### WHAT IS ASKED
Gather up the lines that contain "this".

-- RECORD EXCERPTS start --

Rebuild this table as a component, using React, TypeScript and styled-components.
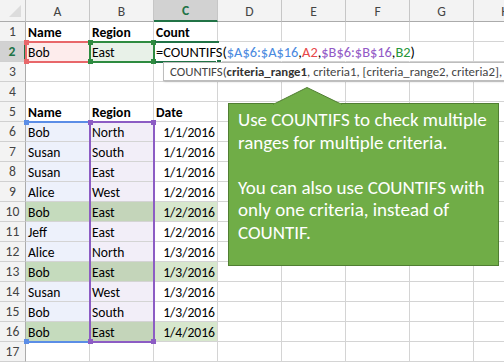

-- RECORD EXCERPTS end --
-- RECORD EXCERPTS start --

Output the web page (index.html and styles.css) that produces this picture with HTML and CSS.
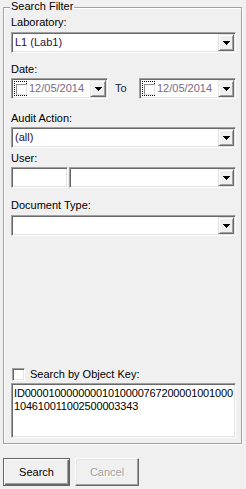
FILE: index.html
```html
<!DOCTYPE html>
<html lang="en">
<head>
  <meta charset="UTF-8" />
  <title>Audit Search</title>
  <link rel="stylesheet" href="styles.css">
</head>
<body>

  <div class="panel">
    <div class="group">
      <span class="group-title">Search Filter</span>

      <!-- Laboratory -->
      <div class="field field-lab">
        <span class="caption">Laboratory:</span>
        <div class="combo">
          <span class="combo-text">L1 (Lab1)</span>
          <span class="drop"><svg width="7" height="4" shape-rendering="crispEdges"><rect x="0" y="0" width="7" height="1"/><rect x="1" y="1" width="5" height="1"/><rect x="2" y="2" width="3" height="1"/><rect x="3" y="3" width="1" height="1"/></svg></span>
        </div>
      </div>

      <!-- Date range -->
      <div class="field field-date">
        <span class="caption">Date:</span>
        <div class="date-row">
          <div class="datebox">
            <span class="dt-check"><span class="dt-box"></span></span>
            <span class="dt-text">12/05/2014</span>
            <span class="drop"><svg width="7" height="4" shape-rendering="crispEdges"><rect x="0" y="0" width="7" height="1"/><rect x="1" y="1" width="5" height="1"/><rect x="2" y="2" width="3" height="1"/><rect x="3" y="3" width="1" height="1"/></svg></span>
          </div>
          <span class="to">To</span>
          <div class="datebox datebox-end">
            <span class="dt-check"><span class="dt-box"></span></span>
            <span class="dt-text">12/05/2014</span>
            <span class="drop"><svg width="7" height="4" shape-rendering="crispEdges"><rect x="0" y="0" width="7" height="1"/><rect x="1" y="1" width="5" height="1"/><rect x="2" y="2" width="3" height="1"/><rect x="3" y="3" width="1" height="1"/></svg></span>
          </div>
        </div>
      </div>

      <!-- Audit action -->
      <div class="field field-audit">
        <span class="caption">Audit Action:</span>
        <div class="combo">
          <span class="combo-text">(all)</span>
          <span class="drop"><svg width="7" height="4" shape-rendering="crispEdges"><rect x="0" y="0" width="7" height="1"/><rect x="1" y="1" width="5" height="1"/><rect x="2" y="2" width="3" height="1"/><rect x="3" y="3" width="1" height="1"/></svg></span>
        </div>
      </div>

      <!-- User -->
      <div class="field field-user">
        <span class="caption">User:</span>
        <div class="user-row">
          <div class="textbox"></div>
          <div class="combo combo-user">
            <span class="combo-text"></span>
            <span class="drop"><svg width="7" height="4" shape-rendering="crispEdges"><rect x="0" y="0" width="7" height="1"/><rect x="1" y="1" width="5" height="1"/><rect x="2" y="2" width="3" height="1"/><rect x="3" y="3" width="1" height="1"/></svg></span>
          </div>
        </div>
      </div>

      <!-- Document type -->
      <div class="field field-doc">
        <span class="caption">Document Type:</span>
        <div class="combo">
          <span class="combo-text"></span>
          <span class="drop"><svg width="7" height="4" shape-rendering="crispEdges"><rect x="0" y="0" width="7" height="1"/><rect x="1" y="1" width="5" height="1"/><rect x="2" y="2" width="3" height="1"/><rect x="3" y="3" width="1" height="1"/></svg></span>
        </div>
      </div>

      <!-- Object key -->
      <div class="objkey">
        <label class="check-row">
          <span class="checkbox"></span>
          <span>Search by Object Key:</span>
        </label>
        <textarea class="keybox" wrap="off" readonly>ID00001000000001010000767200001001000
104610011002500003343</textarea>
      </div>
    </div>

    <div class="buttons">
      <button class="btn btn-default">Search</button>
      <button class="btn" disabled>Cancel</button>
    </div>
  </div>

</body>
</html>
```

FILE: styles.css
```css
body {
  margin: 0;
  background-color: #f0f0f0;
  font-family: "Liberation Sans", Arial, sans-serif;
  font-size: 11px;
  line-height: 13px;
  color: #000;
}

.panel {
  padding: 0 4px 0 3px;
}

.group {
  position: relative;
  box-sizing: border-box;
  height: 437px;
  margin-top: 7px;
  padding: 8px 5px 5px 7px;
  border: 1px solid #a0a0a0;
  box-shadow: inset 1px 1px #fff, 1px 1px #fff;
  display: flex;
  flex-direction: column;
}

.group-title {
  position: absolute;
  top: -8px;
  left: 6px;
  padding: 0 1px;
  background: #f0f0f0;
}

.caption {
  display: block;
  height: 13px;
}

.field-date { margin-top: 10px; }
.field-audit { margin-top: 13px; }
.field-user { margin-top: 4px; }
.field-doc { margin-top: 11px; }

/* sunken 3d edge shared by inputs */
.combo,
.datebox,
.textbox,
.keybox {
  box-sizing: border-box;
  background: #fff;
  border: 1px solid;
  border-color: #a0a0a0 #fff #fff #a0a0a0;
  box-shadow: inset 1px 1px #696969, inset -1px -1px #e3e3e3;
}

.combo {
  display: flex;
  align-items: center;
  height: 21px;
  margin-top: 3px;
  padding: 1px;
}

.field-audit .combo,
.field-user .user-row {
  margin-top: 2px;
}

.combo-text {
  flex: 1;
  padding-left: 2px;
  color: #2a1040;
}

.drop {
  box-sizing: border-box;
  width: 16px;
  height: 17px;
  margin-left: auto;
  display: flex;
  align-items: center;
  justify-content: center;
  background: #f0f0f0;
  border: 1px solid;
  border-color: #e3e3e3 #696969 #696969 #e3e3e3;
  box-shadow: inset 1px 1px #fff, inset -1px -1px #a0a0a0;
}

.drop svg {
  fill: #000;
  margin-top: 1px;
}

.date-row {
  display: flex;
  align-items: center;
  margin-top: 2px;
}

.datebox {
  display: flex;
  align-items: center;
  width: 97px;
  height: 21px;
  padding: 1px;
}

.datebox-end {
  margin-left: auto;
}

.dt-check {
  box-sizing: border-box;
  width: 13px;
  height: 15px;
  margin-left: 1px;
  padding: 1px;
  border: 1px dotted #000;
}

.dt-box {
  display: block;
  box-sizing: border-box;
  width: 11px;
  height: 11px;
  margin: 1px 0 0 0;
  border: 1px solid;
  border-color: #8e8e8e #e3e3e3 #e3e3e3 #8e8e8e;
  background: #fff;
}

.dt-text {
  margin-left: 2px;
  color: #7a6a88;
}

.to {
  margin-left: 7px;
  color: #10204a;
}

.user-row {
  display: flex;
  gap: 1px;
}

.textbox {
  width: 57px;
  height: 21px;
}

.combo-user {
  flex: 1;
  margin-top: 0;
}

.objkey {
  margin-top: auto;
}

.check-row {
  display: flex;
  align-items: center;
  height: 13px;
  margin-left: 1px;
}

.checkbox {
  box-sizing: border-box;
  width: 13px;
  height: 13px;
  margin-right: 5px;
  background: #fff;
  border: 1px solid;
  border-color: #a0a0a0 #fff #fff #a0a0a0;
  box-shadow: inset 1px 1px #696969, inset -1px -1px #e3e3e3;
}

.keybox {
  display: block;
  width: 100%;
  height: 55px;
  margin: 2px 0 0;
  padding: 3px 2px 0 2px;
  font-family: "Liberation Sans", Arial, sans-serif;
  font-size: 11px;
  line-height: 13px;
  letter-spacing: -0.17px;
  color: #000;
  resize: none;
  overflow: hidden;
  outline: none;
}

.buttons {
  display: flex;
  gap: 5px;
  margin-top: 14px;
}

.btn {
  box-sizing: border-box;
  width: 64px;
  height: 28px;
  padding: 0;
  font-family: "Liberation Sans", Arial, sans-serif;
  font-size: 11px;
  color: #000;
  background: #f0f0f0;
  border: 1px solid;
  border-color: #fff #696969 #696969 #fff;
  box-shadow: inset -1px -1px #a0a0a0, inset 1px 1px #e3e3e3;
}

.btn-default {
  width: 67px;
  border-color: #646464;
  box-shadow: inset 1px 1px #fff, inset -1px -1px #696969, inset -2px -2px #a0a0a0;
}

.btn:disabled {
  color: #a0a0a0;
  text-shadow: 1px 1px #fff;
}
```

-- RECORD EXCERPTS end --

### COMPLETED EXERCISE
Rebuild this table as a component, using React, TypeScript and styled-components.
Output the web page (index.html and styles.css) that produces this picture with HTML and CSS.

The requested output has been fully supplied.